I wanted to sort of double down on the demand for energy carriers, right? Obviously, shorter term market. Throwing over pretty heavy. Is that sort of affected the sort of six LNG carriers that are currently unchartered? Has that sort of changed the conversations on getting those locked up.
Gerasimos Kalogiratos - Chief Executive Officer, Director
So I think what we have seen over the last quarter is that we have seen more long-term inquiries that we have seen in, let's say in the first half of 2024 and mostly people coming to the market to cover new offtakes or replace older technology ships over and we had some recent data points or charter in the in the market.
I think what we see is probably a 10% reduction in long term charter rates compared to the peak. So we are, you know, on a 10-year deal, we are probably more in the low 90s area than in the hundreds of thousands that we were maybe 12 months ago or 6 months ago. But we also believe that this is probably where the market is going to stay also for charter rates quite range bound because in the end the determinant of what owners will ask is the replacement value or new build values and new build values have been pretty steady.
But I think the encouraging thing is that we have seen quite a bit of new inquiries coming to the market and some of them they were scheduled because this is when people wanted to come to the market to secure TS. But some of them, they were encouraged by the slightly lower charter rates compared to last year.
And they said, well, given the fundamentals that we see that is long term. This market is expected to be tight. If your capacity is going to be tight, it's better to take cover now rather than wait later on. So we are quite constructive for the 2026-2027 deliveries.
Of course, as I said earlier on, we like to take our time when it comes to fixing the vessels at what we consider to be the right time. We will be of course looking at developments and gradually we will start getting coverage. Again, the idea is to secure long-term coverage for these assets at a creative rate, potentially also a part of explorations. We don't want everything to expire at the same time, but hopefully we can be able to share more over the coming quarters.

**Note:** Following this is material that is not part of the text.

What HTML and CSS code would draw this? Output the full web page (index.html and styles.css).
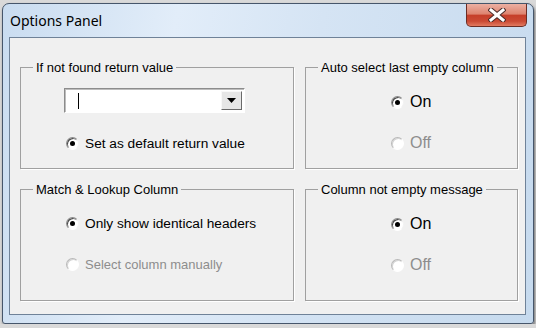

William Bjorn - Vice President - Commercial
Great, that's really helpful. And then sort of on the decision to split out the containers into discontinuing operations this quarter.
Can you talk about the rationale to do so? And that what that sort of implies or not to the remaining three container vessels?
Gerasimos Kalogiratos - Chief Executive Officer, Director
So yeah, the remaining three vessels will stay in the continued operations and the discontinued operations financials will apply only to the 12 vessels sold over the last year or so or since the announcement that we will be focusing on gas assets. So you should expect the three container vessels to stay in the continued operation financials.
Unless at some point we decide to divest from those assets. In which case we will then of course notify the market, and they will belong to these cops.
Frank Galanti - Analyst
Okay. Yeah, that clarification is really helpful and thanks for taking our questions.
Gerasimos Kalogiratos - Chief Executive Officer, Director
Thank you, Frank.
Operator
Liam Burke, B. Riley Securities.
Liam Burke - Analyst
Thank you, Hi Jerry how are you?
Gerasimos Kalogiratos - Chief Executive Officer, Director
I'm well, how are you?
Liam Burke - Analyst
Good. Thank you. Could we talk about the, I mean, the long-term demand for the LBT is great, but how do you feel about the timing of the delivery of the vessels and how you would charter those? I mean, you're comfortable enough. You've had enough inquiries on the on the counterparties.
Gerasimos Kalogiratos - Chief Executive Officer, Director
Yes, absolutely. I think this is really when we start to see most of the demand for long term chapters starting in '26 and into 2027. This is also coincides with when a lot of the new liquid fashion projects come online. So, yeah, it is, and it is a liquid market and hopefully we will be able to share more over the coming quarters.
Liam Burke - Analyst
Thatâs great. Rates are low. Omar discussed the pressure on asset values. I know that you're you only take assets with long term charters attached. But do you see anything potentially outside your traditional drop downs? That might be interesting if asset values get softer.
Gerasimos Kalogiratos - Chief Executive Officer, Director
We are always open to new additions. And as, as I said, during our prepared remarks, I think we will be building up liquidity given where we stand. But to be honest, in the two stroke LNG vessel class where we are focused, I don't expect to see any serious discount on asset values given where new building prices are and the overall healthiness of the long term market where I think there will be pressure on asset price is on TFT's vessels as well as steam turbine vessels utilization will weigh on them because of the of the weakness in the spot market.
But also, environmental regulations, especially EUETS and now [fuel eu] will have a big effect. As increasingly as we move, for example, in the UETS framework from 40% to 70% payment of CO2 emissions. Increasingly these vessels will be more and more expensive in terms of unit freight cost. Plus of course, the fact that especially steam turbine vessels tend to be smaller vessels that do not really fit cargo stems in this market. So I think there we will see a lot more pressure on our focus asset class. I don't expect to see large drops, but of course, we will keep our eyes open for opportunities.
Liam Burke - Analyst
Thank you, Jerry.
Gerasimos Kalogiratos - Chief Executive Officer, Director
Thank you, Liam.
Operator
Thank you. At this time, I'd like to turn the floor back over to Mr. Kalogiratos for closing comments.
Gerasimos Kalogiratos - Chief Executive Officer, Director
Thank you and thank you all for joining us today.
Operator
Ladies and gentlemen, this concludes today's event. You may disconnect your lines or log off the webcast at this time and enjoy the rest of your day.